My impressions of Venice have always been influenced by Nicolas Roeg’s 1974 thriller Don’t Look Now. The film has been described as intensely erotic and macabre. That’s mostly true, and Roeg used Venice’s back walkways to chillingly claustrophobic effect. While the director was taking the viewer into the darkness, in reality the walkways guide you towards the water and the light. Roeg was spot on about the extravagant sumptuousness of the place though.
It didn’t hurt that our first adventures in Venice were to Ca’ Rezzonico and The Peggy Guggenheim Collection. The Lonely Planet has this to say about Ca’ Rezzonico, “Baroque dreams come true at Baladassare Longhena’s palace, where a marble staircase leads to gilded ballrooms, frescoed salons and sumptuous boudoirs.” Our own digs were extremely humble by comparison, but the touches were gracious. The touches are everywhere in Venice, and they have a cumulative effect.
The Guggenheim Collection includes the work of more than 200 artists. Pollock, Ernst, Picasso, Arp, Man Ray, Dali, Rothko, Warhol, Kandinski, Mondrian, Tobey, and the big names keep coming. It’s an important collection. It’s also lively.
The collection includes Marino Mariani’s fully erect horseback riding Angel of the City. Donna stationed herself by The Angel while I headed to the canal to take photos. Every once in a while I could hear her snicker. Finally Donna let loose with some unrestrained laughter. An unsuspecting mother of a twelve year old girl caught sight of The Angel’s exuberant expression of joy and just about dropped her teeth. Water, light, and a sense of humor…Venice has it all!
What is missing from all the places that pretend to capture Venice is the sense that you are in a working city. The water traffic in Venice goes back to its birth. It has always played a necessary and integral part in the life of city. Most of it still serves a vital function. I watched two young men with a boat deliver a washing machine and haul an old one away. All of their maneuvers were executed with skills born on the water. Our neighborhood produce stand is a boat moored along the canal. A water taxi dropped us off in our neighborhood. A water bus will take us to the airport.
We didn’t succumb to the temptation of a gondola ride. After seeing a full blown tourist stuffed gondola traffic jam, complete with singing gondoliers, the attraction withered.
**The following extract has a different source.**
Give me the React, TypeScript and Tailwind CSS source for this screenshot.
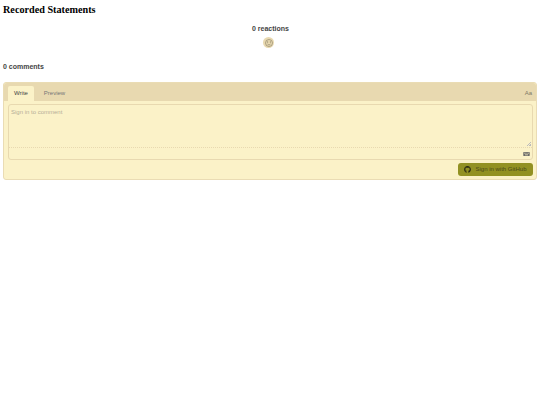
import { FaGithub } from 'react-icons/fa'

export default function App() {
  return (
    <div className="min-h-[405px] bg-white px-[3px] font-['Liberation_Sans',sans-serif] antialiased">
      <h1 className="pt-[3px] font-['Liberation_Serif',serif] text-[10.2px] font-bold leading-[14px] text-black">
        Recorded Statements
      </h1>

      {/* Reactions */}
      <div className="mt-[7px] flex flex-col items-center pl-[1px]">
        <p className="text-[7px] font-bold leading-[10px] text-[#444]">0 reactions</p>
        <button className="mr-[4px] mt-[3px] flex h-[11px] w-[11px] items-center justify-center rounded-full bg-[#e9d9b0]">
          <svg viewBox="0 0 16 16" className="h-[8px] w-[8px]" fill="none" stroke="#8a8068" strokeWidth="1.3">
            <circle cx="8" cy="8" r="7" />
            <path d="M5 10c.8 1 1.8 1.5 3 1.5s2.200-.5 3-1.500" />
            <circle cx="5.500" cy="6" r=".6" fill="#8a8068" />
            <circle cx="10.500" cy="6" r=".6" fill="#8a8068" />
          </svg>
        </button>
      </div>

      <h2 className="mt-[14px] text-[7px] font-bold leading-[10px] text-[#444]">0 comments</h2>

      {/* Comment box */}
      <div className="mt-[10px] rounded-[3px] border border-[#eadcb4] bg-[#fbf2c8]">
        <div className="flex h-[18px] items-end justify-between rounded-t-[3px] bg-[#e8d9b0] pl-[4px] pr-[4px]">
          <div className="flex items-end">
            <span className="flex h-[15px] w-[26px] items-center justify-center rounded-t-[2px] bg-[#fbf2c8] text-[6px] text-[#444]">
              Write
            </span>
            <span className="flex h-[15px] w-[41px] items-center justify-center text-[6px] text-[#777]">
              Preview
            </span>
          </div>
          <span className="flex h-[15px] items-center text-[6px] text-[#807a66]">Aa</span>
        </div>

        <div className="pl-[4px] pr-[3px] pt-[3px]">
          <div className="rounded-[3px] border border-[#e8d9b0]">
            <div className="relative h-[43px] border-b border-dotted border-[#e8d9b0] px-[2px] py-[3px] text-[6px] leading-[9px] text-[#b5ae98]">
              Sign in to comment
              <span className="absolute bottom-[1px] right-[1px] h-[4px] w-[4px] bg-[linear-gradient(135deg,transparent_50%,#bbb_50%,#bbb_60%,transparent_60%,transparent_75%,#bbb_75%)]" />
            </div>
            <div className="flex h-[11px] items-center justify-end pr-[2px]">
              <svg viewBox="0 0 16 10" className="h-[4px] w-[7px]" fill="#666">
                <path d="M1 0h14a1 1 0 0 1 1 1v8a1 1 0 0 1-1 1H1a1 1 0 0 1-1-1V1a1 1 0 0 1 1-1zm1 2v2h2V2H2zm3 0v2h2V2H5zm3 0v2h2V2H8zm3 0v2h3V2h-3zM4 6v2h8V6H4z" fillRule="evenodd" />
              </svg>
            </div>
          </div>
        </div>

        <div className="flex justify-end pl-[4px] pr-[3px] py-[3px]">
          <button className="flex h-[13px] w-[75px] items-center justify-center gap-[4px] rounded-[3px] bg-[#929122] text-[6px] text-[#4a4a18]">
            <FaGithub className="h-[7px] w-[7px] text-[#2b2b10]" />
            Sign in with GitHub
          </button>
        </div>
      </div>
    </div>
  )
}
What held our interest were the working boats and the bridges. You could feel the hum of Venice in the air. It’s a hum all great cities share. Look past all the grit, or not, and what you feel is a deep and abiding inspiration.
Venice is a real place and it has few rivals. New York may be The Big Apple. Paris is still The City of Light, but Venice retains its title. It’s The City of Love!